**Material provided**
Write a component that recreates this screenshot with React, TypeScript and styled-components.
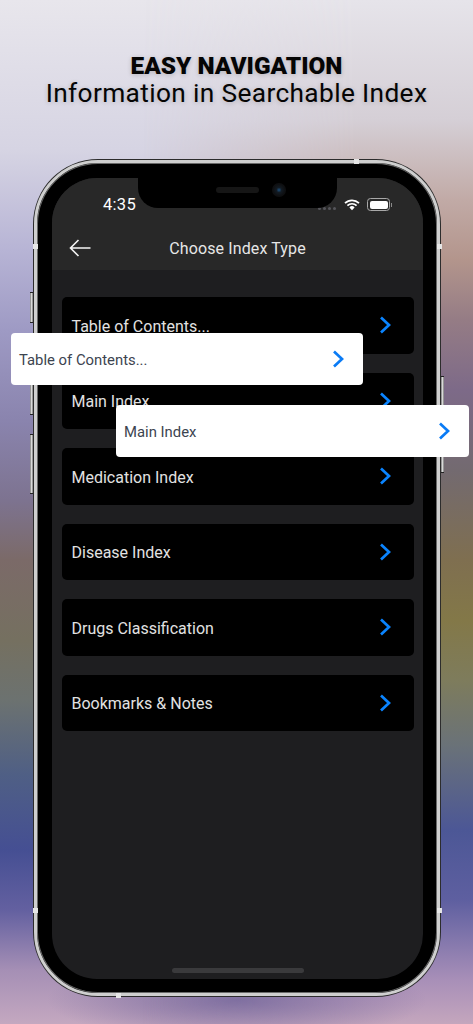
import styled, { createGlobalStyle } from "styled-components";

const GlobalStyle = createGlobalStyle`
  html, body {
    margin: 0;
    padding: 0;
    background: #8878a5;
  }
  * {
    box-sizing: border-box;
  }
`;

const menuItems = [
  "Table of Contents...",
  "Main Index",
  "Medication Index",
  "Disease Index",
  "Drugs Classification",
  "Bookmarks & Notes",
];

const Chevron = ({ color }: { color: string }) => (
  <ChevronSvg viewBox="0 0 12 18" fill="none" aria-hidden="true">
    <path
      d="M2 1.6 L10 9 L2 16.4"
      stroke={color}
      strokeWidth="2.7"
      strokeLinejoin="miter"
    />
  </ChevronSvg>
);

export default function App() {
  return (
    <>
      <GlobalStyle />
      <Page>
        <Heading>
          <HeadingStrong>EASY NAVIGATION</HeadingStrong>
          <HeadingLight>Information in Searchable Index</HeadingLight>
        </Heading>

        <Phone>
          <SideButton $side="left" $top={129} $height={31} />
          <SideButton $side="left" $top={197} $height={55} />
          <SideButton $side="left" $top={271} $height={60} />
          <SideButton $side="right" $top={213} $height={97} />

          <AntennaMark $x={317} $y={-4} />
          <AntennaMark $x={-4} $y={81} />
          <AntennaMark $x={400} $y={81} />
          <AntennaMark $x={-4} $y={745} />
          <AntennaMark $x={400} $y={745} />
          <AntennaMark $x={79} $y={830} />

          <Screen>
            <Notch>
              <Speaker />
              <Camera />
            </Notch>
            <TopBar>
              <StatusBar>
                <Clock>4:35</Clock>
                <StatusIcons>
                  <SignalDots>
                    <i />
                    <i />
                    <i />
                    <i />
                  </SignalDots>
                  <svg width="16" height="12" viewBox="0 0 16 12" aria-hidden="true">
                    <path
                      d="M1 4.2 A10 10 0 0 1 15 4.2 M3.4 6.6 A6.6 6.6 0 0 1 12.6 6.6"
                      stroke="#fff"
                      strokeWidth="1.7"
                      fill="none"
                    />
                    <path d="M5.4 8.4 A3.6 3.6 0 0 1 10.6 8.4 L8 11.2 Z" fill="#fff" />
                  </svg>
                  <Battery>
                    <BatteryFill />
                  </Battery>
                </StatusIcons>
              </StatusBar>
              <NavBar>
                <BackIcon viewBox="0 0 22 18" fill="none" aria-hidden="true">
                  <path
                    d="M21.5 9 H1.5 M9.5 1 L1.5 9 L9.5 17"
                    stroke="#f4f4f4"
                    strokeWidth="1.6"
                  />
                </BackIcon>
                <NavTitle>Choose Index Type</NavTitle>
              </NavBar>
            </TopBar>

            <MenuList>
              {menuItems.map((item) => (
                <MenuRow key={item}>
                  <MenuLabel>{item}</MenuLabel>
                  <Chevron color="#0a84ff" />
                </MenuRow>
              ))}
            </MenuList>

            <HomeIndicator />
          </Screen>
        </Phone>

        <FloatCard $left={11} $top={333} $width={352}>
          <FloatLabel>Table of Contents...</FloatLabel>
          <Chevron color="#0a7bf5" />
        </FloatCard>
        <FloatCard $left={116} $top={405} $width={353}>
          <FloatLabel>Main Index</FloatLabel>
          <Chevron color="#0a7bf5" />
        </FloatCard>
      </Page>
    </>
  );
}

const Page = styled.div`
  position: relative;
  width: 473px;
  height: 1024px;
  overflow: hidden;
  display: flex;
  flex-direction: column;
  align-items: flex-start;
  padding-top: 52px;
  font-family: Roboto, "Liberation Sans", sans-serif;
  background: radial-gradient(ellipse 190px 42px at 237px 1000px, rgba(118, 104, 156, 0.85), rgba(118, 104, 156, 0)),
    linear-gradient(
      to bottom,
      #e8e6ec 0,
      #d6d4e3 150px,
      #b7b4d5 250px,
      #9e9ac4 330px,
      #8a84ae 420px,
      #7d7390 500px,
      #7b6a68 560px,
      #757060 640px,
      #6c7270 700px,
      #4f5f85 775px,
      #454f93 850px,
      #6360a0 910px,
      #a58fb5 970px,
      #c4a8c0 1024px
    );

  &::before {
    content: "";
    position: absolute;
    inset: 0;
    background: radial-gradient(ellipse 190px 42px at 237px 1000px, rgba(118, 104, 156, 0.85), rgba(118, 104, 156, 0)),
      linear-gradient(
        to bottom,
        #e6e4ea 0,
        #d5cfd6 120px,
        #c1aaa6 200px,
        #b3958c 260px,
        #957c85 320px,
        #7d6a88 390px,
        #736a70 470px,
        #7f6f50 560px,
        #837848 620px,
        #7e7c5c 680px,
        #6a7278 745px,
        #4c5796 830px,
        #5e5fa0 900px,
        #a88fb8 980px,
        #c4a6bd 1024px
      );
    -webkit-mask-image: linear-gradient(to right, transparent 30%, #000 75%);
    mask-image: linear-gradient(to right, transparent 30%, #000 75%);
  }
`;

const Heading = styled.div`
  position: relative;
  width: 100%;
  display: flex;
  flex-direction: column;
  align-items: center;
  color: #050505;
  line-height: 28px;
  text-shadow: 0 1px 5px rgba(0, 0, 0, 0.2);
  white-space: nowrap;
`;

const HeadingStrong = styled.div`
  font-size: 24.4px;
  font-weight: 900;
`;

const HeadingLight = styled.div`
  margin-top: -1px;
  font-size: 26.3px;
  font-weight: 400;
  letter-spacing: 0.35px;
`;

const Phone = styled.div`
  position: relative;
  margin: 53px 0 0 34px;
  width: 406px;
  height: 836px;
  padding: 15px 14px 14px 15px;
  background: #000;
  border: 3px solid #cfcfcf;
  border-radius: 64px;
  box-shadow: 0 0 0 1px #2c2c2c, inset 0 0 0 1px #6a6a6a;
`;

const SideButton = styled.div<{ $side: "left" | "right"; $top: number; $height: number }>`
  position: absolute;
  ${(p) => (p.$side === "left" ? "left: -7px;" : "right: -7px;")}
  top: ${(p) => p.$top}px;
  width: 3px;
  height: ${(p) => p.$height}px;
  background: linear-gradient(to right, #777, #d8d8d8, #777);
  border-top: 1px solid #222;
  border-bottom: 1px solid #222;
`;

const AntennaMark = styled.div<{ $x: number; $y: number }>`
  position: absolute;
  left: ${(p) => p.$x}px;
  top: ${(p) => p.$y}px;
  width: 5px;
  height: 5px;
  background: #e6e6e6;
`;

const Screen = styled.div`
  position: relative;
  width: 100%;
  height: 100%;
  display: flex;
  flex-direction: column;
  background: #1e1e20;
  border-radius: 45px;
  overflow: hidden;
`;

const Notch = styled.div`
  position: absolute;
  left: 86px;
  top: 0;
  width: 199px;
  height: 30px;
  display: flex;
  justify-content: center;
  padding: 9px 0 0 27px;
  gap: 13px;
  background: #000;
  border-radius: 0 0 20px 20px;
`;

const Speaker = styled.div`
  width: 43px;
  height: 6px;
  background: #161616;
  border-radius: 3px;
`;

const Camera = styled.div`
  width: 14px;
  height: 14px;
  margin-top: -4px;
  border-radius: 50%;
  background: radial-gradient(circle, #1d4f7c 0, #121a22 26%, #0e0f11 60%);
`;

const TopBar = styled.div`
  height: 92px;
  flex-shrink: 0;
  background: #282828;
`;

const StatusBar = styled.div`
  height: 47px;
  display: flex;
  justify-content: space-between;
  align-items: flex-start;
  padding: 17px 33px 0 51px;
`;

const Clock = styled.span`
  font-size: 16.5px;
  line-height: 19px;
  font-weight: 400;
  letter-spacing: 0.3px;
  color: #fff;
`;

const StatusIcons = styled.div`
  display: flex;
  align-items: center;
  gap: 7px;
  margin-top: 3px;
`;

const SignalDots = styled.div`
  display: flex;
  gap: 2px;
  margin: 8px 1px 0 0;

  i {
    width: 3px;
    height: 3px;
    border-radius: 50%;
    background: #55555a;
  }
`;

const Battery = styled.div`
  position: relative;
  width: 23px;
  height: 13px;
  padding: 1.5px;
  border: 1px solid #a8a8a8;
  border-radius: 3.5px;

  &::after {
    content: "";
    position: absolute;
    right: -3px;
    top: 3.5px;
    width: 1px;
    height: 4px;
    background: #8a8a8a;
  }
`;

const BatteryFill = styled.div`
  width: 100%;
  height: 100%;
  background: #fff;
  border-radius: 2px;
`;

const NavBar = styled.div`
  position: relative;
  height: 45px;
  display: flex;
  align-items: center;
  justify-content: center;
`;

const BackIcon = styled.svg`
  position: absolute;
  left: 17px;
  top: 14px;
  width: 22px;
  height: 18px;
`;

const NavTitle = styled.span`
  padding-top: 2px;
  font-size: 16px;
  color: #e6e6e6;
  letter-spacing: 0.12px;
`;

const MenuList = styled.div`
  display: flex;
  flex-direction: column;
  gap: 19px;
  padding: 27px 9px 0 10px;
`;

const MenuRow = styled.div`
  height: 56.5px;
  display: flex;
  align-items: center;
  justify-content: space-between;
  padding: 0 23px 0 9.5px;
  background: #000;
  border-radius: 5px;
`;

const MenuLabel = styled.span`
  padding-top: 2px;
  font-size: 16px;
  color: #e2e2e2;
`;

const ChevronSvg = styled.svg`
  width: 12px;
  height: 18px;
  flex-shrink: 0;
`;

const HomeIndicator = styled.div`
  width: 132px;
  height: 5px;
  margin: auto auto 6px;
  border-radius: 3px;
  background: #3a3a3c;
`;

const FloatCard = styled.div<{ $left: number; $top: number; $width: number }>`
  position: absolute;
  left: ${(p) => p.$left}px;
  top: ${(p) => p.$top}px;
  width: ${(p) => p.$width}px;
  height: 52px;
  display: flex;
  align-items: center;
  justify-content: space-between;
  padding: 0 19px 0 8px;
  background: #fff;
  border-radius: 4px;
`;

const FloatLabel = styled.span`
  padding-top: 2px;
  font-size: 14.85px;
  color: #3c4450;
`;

**Written instruction**
Look through the listing and extract every line with "components" in it.

**Written response**
Write a component that recreates this screenshot with React, TypeScript and styled-components.
import styled, { createGlobalStyle } from "styled-components";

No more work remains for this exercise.